Jeder mittelprächtig informierten KennerIn der Reformation kommt natürlich sogleich die Assoziation mit der Münze, die Luther lieber nicht in den Kasten springen sehen oder hören möchte. Diese Assoziation allerdings geht am reformatorischen Anliegen vorbei. Luther war keineswegs antikapitalistisch, hatte nichts gegen Warenwirtschaft und Verkauf zu Marktpreisen. Hätte er moderne Supermärkte gekannt, hätte er sicher auch Einkaufswagen-Chips gutgeheißen. Lediglich die Erlösung der Seele mochte Luther nicht gegen Geld gewährt wissen, und zwar vor allem deshalb, weil er keiner noch so heiligen Kirche die Verfügungsgewalt über das Reich Gottes zubilligen mochte.

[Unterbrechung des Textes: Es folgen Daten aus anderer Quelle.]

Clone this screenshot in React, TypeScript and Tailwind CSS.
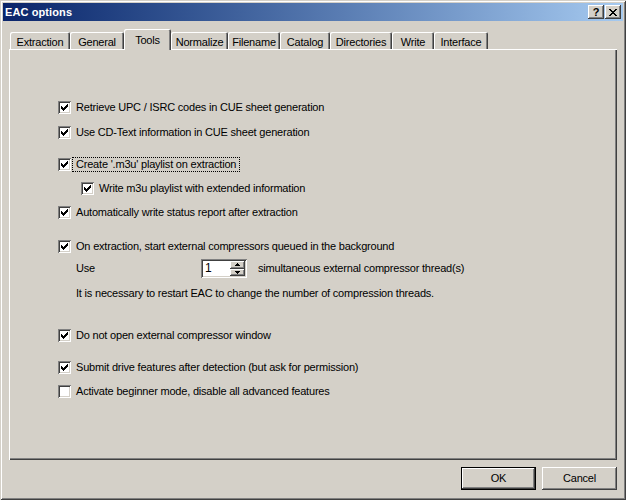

Ok ist der Luther-Chip trotzdem nicht: Das Ausleihen eines Einkaufswagens im Discounter gehört mit zu den profansten Akten, die der moderne Alltag kennt. Der Versuch, diesen Akt über die Verwendung eines Bekenntnis-Chips mit religiöser Bedeutung aufzuladen ist nicht nur zum Scheitern verurteilt, sondern profanisiert den im Geldschlitz verschwindenden Luther. Letzteres allerdings hat dann doch seine Berechtigung: Luther hat die Macht der katholischen Kirche nicht gebrochen, um die evangelische(n) Kirche(n) oder gar sich selbst als neue Bewahrer und Kontrolleure des Glaubens einzusetzen. Der wahre Kern der Reformation ist die Eigenverantwortung jedeR Einzelnen für das eigene Seelenheil. Kirchen können Orientierung, aber keine letzten Wahrheiten bieten. Luthers historische Bedeutung soll sicher gewürdigt werden. Ein Kult um seine Person ist ebenso unevangelisch wie die Anbetung von Heiligenbildern.

Dieses Produkt ist daher nicht nur nutzlos, sondern wirklich kritikwürdig. Schade eigentlich, zeichnet sich der Kirchenshop doch sonst durch ein recht ansprechendes Sortiment aus und hebt sich damit wohltuend vom bizarren Gemisch aus Esoterik, "Erotik" und Glaubenskitsch ab, das der Weltbildverlag seinerzeit feilbot immer noch vertickern möchte.